Value investors concentrate their search for investments so as to improve their chances of being on the right side of that trade. They look for obscure stocks — small caps, spin-offs and boring stocks with low analyst coverage; those that are distressed, bankrupt or otherwise disappointing; and those that have low growth, low price-to-earnings and low market-to-book ratios because of company or industry problems. They understand that most investors — corporate and individual — avoid these stocks, and that this produces bargains.
“You want to be oriented toward races where you have a chance to be the fastest runner,” Greenwald said. “Even if you’re the fastest guy in the world, you raise your probability of winning races by competing against slow runners, not other fast runners.”
Statistics also help. About 30 studies done in Europe and the United States from the 1930s to the present show that portfolios with low market-to-book and low price-to-earnings stocks outperform the market by 3 to 5 percent, while portfolios with low-growth stocks outperform it by 1 percent and those with small-cap stocks outperform it by 2 to 3 percent.
“It’s very hard to do better than these simple statistical approaches,” Greenwald said. “But if you’re going to do better, you better have a really good technology for valuing stocks.”
The DCF/CAPM methodology that business schools teach “is a theoretically elegant formulation,” Greenwald said. But in practice, the margin of error makes it worthless for investing. These models depend not only on near-term cash flows, which can be projected reliably, but also on long-term cash flows and terminal values, which cannot. Terminal values rely on highly subjective assumptions of costs of capital and growth rates. Any error, however slight, in these variables can dramatically throw off valuations.
“A valuation approach is like a machine,” Greenwald said. “It’s like a meat grinder. You put in your assumptions, and it generates a valuation or a range of valuations. What you would like to put into that meat grinder are assumptions you can actually make.”
Furthermore, DCF models ignore balance sheets, throwing away some of the most tangible, reliable and therefore valuable information available. In contrast, the value investing approach organizes information by the reliability of assumptions, starting with the balance sheet. Within the balance sheet, reliability decreases from cash to accounts receivable, inventory, property, plant and equipment to intangibles like customer acquisition, branding and advertising costs.
Value investors use estimates of sustainable, steady-state earnings levels, based on current earnings and cash flows, to value a company’s earnings power. This analysis yields three possible scenarios: a company’s earnings-power value is lower than its asset value, its earnings-power and asset values are about equal or its earnings-power value is greater than its asset value.
In the first case, which usually stems from poor management, the company’s earnings are too low to justify its assets. If the company’s management is energetic about growth but actually incurs losses through mismanagement, investors should stay away. However, if the firm’s stock price is lower than its earnings-power value, the stock could be a bargain.
The second case is the most common and reassuring. Such stocks offer zero net growth, but they could be worth buying if the price is below the calculated value and industry forecasts are positive.
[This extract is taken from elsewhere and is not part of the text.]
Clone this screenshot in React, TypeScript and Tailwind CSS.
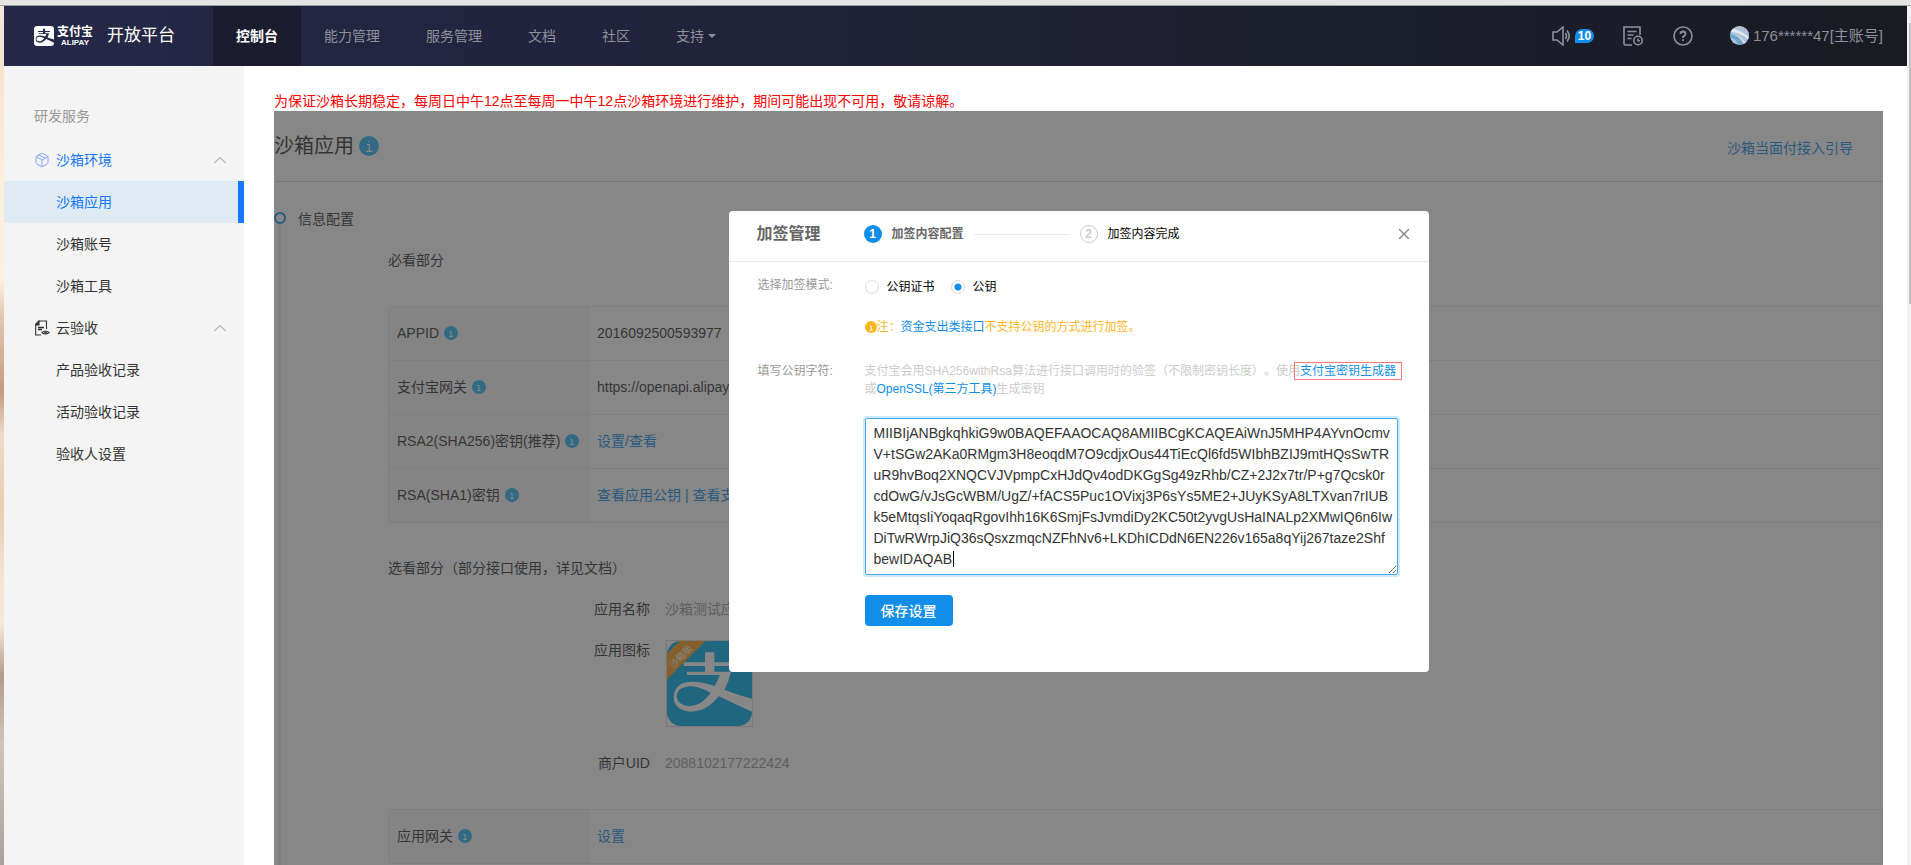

In the third case, investors should buy a stock only if the company has sustainable earnings as well as a long-term strategic and competitive advantage. Coca-Cola — one of Buffett’s most lucrative investments in the late 1980s — is an example of this kind of company, and Greenwald predicted that it would outperform the S&P 500 over the long term. But in general, he said, these kinds of companies, particularly the well-known ones, tend to be overpriced, so he recommends looking for stocks no one else has spotted.
The value investing approach — looking first at asset value, then earnings-power value, then competitive advantage and managerial ability and then growth — is in every way more accurate than the DCF method, and value investors tend to do much better than the market as a whole, Greenwald said. Portfolio managers who add value to the statistical model have industry specialization as well as a good technique.
“My advice to you would be to find people who do statistically cheap stocks and do it with low management fees,” Greenwald said. “If you want to go beyond just the statistical measures, my advice to you is just listen to what they say and see how sensible they are. If they say they’re going to do it all over the world in every industry and they’re going to use the standard technology, save your money.”